| SUPPLIED INFORMATION |
- - -
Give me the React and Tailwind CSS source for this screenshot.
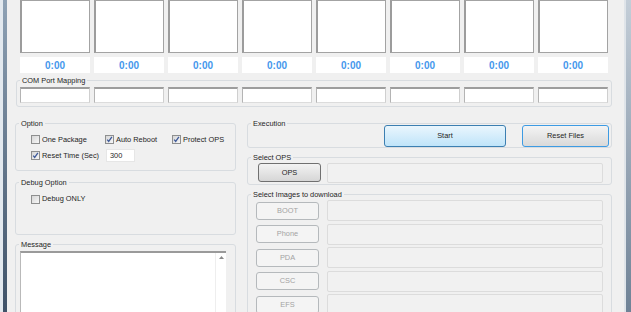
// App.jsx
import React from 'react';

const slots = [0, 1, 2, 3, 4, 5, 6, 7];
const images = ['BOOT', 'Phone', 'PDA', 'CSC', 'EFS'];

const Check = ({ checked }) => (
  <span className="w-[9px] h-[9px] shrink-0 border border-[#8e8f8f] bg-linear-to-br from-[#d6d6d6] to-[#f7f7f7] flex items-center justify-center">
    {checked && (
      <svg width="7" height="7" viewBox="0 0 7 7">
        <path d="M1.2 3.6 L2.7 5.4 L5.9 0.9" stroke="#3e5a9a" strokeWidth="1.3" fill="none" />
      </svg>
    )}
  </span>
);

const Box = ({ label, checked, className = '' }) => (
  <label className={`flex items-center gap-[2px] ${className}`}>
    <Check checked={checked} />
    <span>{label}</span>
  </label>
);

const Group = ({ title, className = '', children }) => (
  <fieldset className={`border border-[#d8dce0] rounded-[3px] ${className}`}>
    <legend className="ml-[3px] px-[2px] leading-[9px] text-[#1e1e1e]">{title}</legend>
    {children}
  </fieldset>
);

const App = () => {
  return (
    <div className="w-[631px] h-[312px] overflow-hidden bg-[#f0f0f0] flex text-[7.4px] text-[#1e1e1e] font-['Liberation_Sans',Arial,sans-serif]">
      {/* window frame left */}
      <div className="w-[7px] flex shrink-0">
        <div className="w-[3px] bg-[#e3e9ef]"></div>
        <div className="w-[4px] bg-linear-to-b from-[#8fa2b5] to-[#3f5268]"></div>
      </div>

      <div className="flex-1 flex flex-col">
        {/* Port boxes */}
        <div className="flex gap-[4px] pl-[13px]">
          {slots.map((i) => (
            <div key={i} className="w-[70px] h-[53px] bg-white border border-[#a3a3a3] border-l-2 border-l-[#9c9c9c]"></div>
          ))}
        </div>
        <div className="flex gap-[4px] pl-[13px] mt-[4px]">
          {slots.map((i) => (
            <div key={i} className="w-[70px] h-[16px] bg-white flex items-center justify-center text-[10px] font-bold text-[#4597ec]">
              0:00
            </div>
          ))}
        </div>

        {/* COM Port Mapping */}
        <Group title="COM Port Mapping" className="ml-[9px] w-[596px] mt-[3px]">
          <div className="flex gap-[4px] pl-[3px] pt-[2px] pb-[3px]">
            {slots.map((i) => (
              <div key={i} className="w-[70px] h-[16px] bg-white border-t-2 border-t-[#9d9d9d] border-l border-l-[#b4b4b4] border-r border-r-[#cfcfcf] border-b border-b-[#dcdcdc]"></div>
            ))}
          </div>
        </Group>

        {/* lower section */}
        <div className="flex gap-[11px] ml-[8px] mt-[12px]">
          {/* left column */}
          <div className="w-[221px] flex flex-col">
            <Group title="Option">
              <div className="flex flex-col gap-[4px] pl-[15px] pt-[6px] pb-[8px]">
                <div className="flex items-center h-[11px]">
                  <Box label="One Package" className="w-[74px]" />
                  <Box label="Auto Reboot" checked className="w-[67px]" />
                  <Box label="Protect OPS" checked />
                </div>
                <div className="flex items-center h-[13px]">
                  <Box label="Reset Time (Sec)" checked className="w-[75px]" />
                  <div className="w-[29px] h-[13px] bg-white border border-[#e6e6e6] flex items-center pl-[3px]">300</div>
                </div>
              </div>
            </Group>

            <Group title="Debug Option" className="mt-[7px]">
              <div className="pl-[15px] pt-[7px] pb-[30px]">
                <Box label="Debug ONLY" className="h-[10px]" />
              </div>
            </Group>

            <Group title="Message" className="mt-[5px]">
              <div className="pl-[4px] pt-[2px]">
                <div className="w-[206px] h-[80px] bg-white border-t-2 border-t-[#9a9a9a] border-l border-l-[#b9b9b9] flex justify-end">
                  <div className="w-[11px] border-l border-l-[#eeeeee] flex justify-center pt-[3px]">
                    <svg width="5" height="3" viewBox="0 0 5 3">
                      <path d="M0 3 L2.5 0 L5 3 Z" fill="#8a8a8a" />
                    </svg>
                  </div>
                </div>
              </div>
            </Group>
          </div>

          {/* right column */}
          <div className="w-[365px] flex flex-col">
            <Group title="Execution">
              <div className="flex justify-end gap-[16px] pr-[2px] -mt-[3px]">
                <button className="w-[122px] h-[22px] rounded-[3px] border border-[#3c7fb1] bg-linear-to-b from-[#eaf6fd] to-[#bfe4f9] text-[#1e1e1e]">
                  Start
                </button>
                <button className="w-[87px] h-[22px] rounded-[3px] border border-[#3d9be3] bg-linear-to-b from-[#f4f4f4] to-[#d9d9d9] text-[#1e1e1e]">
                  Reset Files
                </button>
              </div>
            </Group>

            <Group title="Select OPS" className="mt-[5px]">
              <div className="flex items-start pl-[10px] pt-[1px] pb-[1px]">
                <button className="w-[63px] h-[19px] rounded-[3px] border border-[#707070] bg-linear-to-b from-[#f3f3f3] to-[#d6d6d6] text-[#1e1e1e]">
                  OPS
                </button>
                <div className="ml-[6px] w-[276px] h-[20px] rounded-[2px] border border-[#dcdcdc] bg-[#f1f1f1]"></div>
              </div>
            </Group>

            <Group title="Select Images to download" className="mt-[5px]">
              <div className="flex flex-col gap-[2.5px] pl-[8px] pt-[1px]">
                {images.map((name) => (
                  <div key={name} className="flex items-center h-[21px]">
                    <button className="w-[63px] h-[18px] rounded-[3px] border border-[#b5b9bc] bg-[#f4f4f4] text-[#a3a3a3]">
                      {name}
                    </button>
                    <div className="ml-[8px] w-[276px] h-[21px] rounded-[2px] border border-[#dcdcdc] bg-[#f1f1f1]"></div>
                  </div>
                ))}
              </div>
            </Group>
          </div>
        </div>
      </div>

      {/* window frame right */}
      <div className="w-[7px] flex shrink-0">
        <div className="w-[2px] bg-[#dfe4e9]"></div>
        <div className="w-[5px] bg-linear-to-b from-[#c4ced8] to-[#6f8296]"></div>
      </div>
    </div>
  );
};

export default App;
- - -
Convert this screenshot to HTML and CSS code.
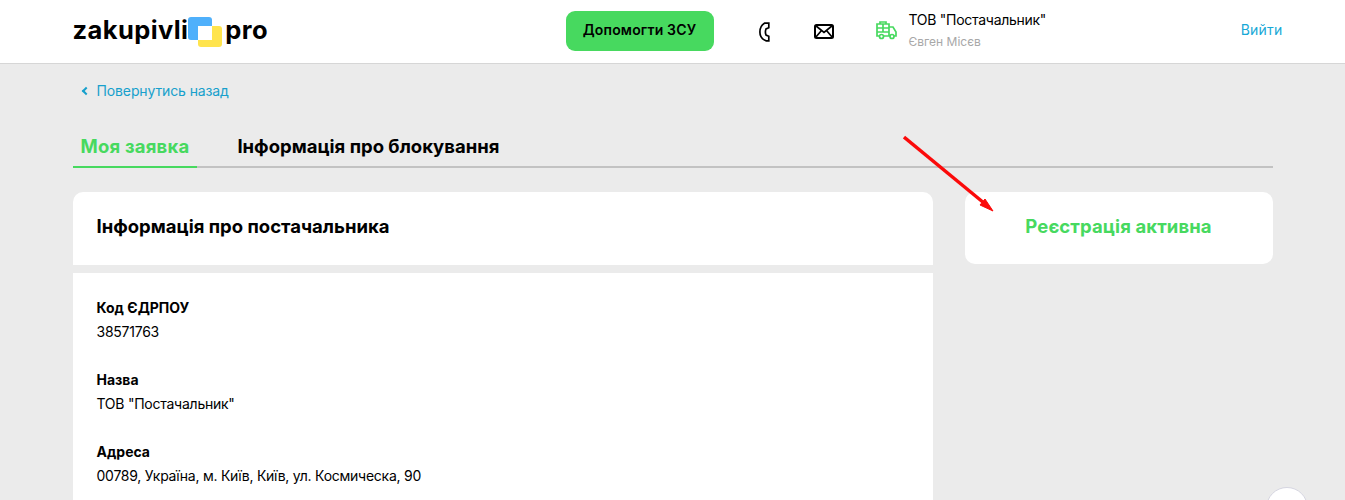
- - -
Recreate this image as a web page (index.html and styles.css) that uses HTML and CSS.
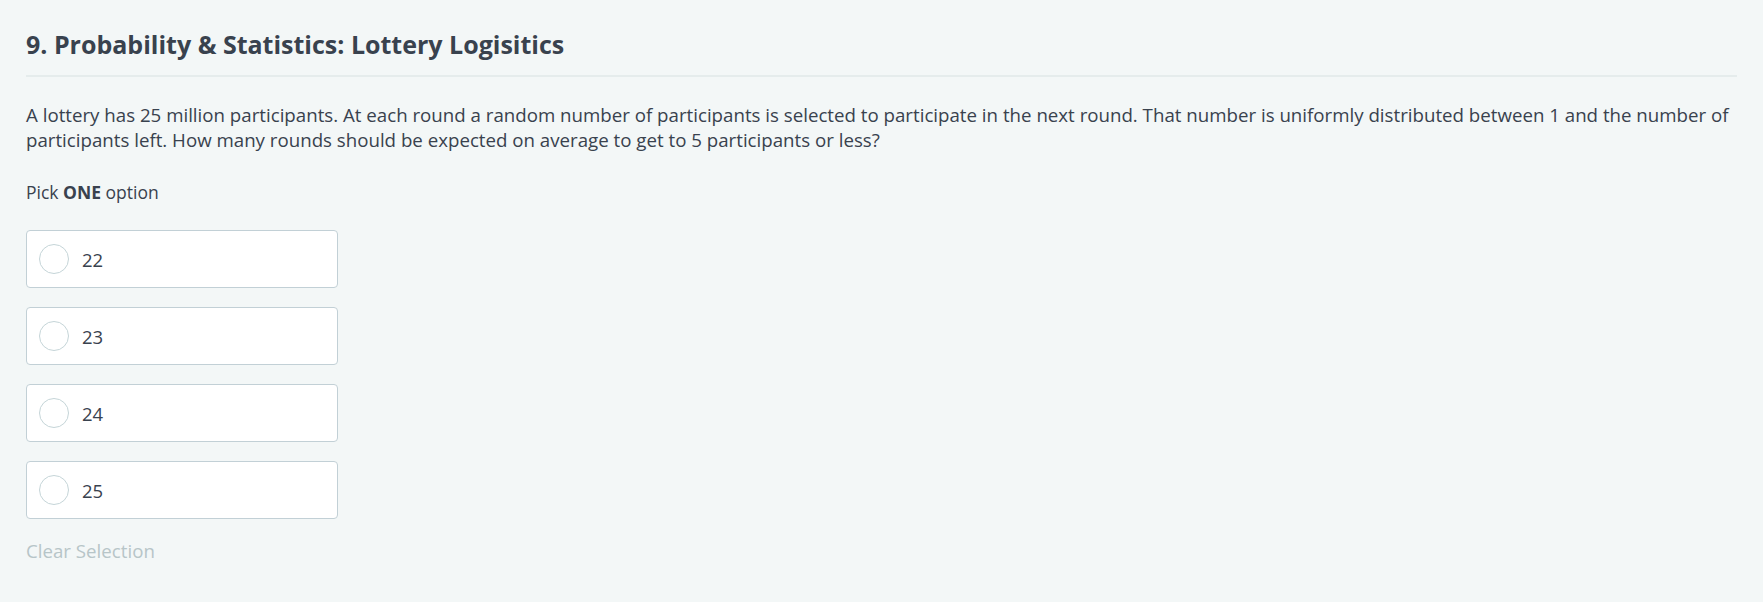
- - -
| EXERCISE REQUIREMENTS |
Gather up the lines containing the word "React" from these records and copy them.

| FULL ANSWER |
Give me the React and Tailwind CSS source for this screenshot.
import React from 'react';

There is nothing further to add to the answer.